Task prompt: Make an exact transcription of the material, leaving out all images.

Material:
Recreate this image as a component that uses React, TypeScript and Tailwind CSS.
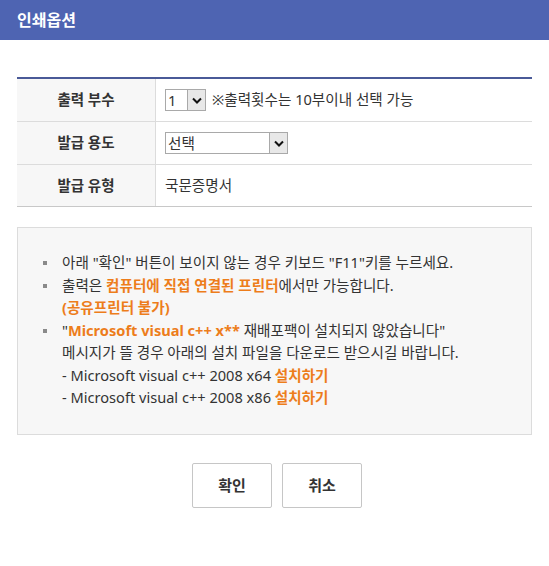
// Print options popup
const font = { fontFamily: '"Noto Sans", "Noto Sans CJK KR", sans-serif' };

const Row = ({ label, children, last }: { label: string; children: React.ReactNode; last?: boolean }) => (
  <div className={`flex ${last ? 'h-[41px]' : 'h-[43px] border-b border-[#dcdcdc]'}`}>
    <div className="w-[139px] shrink-0 flex items-center justify-center bg-[#f7f7f7] border-r border-[#dcdcdc] text-[14.5px] font-bold text-[#333]">
      {label}
    </div>
    <div className="flex items-center pl-[9px] text-[14.6px] text-[#333]">{children}</div>
  </div>
);

const SelectBox = ({ value, width }: { value: string; width: number }) => (
  <div className="flex h-[22px] border border-[#a9a9a9] bg-white" style={{ width }}>
    <span className="flex-1 pl-[2px] text-[14.6px] leading-[20px] text-[#333]">{value}</span>
    <span className="w-[18px] flex items-center justify-center bg-[#e8e8e8] border-l border-[#a9a9a9]">
      <svg width="10" height="7" viewBox="0 0 10 7">
        <path d="M1 1.5 L5 5.5 L9 1.5" fill="none" stroke="#111" strokeWidth="2" />
      </svg>
    </span>
  </div>
);

const Hl = ({ children }: { children: React.ReactNode }) => (
  <b className="text-[#ed7d1b] font-bold">{children}</b>
);

const Bullet = () => (
  <span className="w-[19px] shrink-0 flex pt-[10px]">
    <span className="w-[4px] h-[4px] bg-[#8a8a8a]" />
  </span>
);

export default function App() {
  return (
    <div className="w-[549px] h-[566px] bg-white" style={font}>
      <div className="h-[40px] bg-[#4e64b2] flex items-center pl-[17px]">
        <h1 className="text-white text-[16px] font-bold">인쇄옵션</h1>
      </div>

      <div className="mx-[17px] mt-[37px] border-t-2 border-[#4a5a98] border-b border-b-[#c8c8c8]">
        <Row label="출력 부수">
          <SelectBox value="1" width={41} />
          <span className="ml-[6px]">※출력횟수는 10부이내 선택 가능</span>
        </Row>
        <Row label="발급 용도">
          <SelectBox value="선택" width={123} />
        </Row>
        <Row label="발급 유형" last>
          국문증명서
        </Row>
      </div>

      <div className="mx-[17px] mt-[20px] h-[208px] bg-[#f7f7f7] border border-[#dcdcdc] pt-[23px] pl-[25px] text-[14.6px] text-[#333] leading-[22.5px]">
        <ul>
          <li className="flex">
            <Bullet />
            <span>아래 "확인" 버튼이 보이지 않는 경우 키보드 "F11"키를 누르세요.</span>
          </li>
          <li className="flex">
            <Bullet />
            <span>
              출력은 <Hl>컴퓨터에 직접 연결된 프린터</Hl>에서만 가능합니다.
              <br />
              <Hl>(공유프린터 불가)</Hl>
            </span>
          </li>
          <li className="flex">
            <Bullet />
            <span>
              "<Hl>Microsoft visual c++ x**</Hl> 재배포팩이 설치되지 않았습니다"
              <br />
              메시지가 뜰 경우 아래의 설치 파일을 다운로드 받으시길 바랍니다.
              <br />- Microsoft visual c++ 2008 x64 <Hl>설치하기</Hl>
              <br />- Microsoft visual c++ 2008 x86 <Hl>설치하기</Hl>
            </span>
          </li>
        </ul>
      </div>

      <div className="flex justify-center gap-[10px] mt-[28px] pl-[5px]">
        <button className="w-[80px] h-[45px] border border-[#c6c6c6] rounded-[2px] bg-white text-[15px] font-bold text-[#333]">
          확인
        </button>
        <button className="w-[80px] h-[45px] border border-[#c6c6c6] rounded-[2px] bg-white text-[15px] font-bold text-[#333]">
          취소
        </button>
      </div>
    </div>
  );
}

Solution for this task:
Recreate this image as a component that uses React, TypeScript and Tailwind CSS.
// Print options popup
const font = { fontFamily: '"Noto Sans", "Noto Sans CJK KR", sans-serif' };

const Row = ({ label, children, last }: { label: string; children: React.ReactNode; last?: boolean }) => (
  <div className={`flex ${last ? 'h-[41px]' : 'h-[43px] border-b border-[#dcdcdc]'}`}>
    <div className="w-[139px] shrink-0 flex items-center justify-center bg-[#f7f7f7] border-r border-[#dcdcdc] text-[14.5px] font-bold text-[#333]">
      {label}
    </div>
    <div className="flex items-center pl-[9px] text-[14.6px] text-[#333]">{children}</div>
  </div>
);

const SelectBox = ({ value, width }: { value: string; width: number }) => (
  <div className="flex h-[22px] border border-[#a9a9a9] bg-white" style={{ width }}>
    <span className="flex-1 pl-[2px] text-[14.6px] leading-[20px] text-[#333]">{value}</span>
    <span className="w-[18px] flex items-center justify-center bg-[#e8e8e8] border-l border-[#a9a9a9]">
      <svg width="10" height="7" viewBox="0 0 10 7">
        <path d="M1 1.5 L5 5.5 L9 1.5" fill="none" stroke="#111" strokeWidth="2" />
      </svg>
    </span>
  </div>
);

const Hl = ({ children }: { children: React.ReactNode }) => (
  <b className="text-[#ed7d1b] font-bold">{children}</b>
);

const Bullet = () => (
  <span className="w-[19px] shrink-0 flex pt-[10px]">
    <span className="w-[4px] h-[4px] bg-[#8a8a8a]" />
  </span>
);

export default function App() {
  return (
    <div className="w-[549px] h-[566px] bg-white" style={font}>
      <div className="h-[40px] bg-[#4e64b2] flex items-center pl-[17px]">
        <h1 className="text-white text-[16px] font-bold">인쇄옵션</h1>
      </div>

      <div className="mx-[17px] mt-[37px] border-t-2 border-[#4a5a98] border-b border-b-[#c8c8c8]">
        <Row label="출력 부수">
          <SelectBox value="1" width={41} />
          <span className="ml-[6px]">※출력횟수는 10부이내 선택 가능</span>
        </Row>
        <Row label="발급 용도">
          <SelectBox value="선택" width={123} />
        </Row>
        <Row label="발급 유형" last>
          국문증명서
        </Row>
      </div>

      <div className="mx-[17px] mt-[20px] h-[208px] bg-[#f7f7f7] border border-[#dcdcdc] pt-[23px] pl-[25px] text-[14.6px] text-[#333] leading-[22.5px]">
        <ul>
          <li className="flex">
            <Bullet />
            <span>아래 "확인" 버튼이 보이지 않는 경우 키보드 "F11"키를 누르세요.</span>
          </li>
          <li className="flex">
            <Bullet />
            <span>
              출력은 <Hl>컴퓨터에 직접 연결된 프린터</Hl>에서만 가능합니다.
              <br />
              <Hl>(공유프린터 불가)</Hl>
            </span>
          </li>
          <li className="flex">
            <Bullet />
            <span>
              "<Hl>Microsoft visual c++ x**</Hl> 재배포팩이 설치되지 않았습니다"
              <br />
              메시지가 뜰 경우 아래의 설치 파일을 다운로드 받으시길 바랍니다.
              <br />- Microsoft visual c++ 2008 x64 <Hl>설치하기</Hl>
              <br />- Microsoft visual c++ 2008 x86 <Hl>설치하기</Hl>
            </span>
          </li>
        </ul>
      </div>

      <div className="flex justify-center gap-[10px] mt-[28px] pl-[5px]">
        <button className="w-[80px] h-[45px] border border-[#c6c6c6] rounded-[2px] bg-white text-[15px] font-bold text-[#333]">
          확인
        </button>
        <button className="w-[80px] h-[45px] border border-[#c6c6c6] rounded-[2px] bg-white text-[15px] font-bold text-[#333]">
          취소
        </button>
      </div>
    </div>
  );
}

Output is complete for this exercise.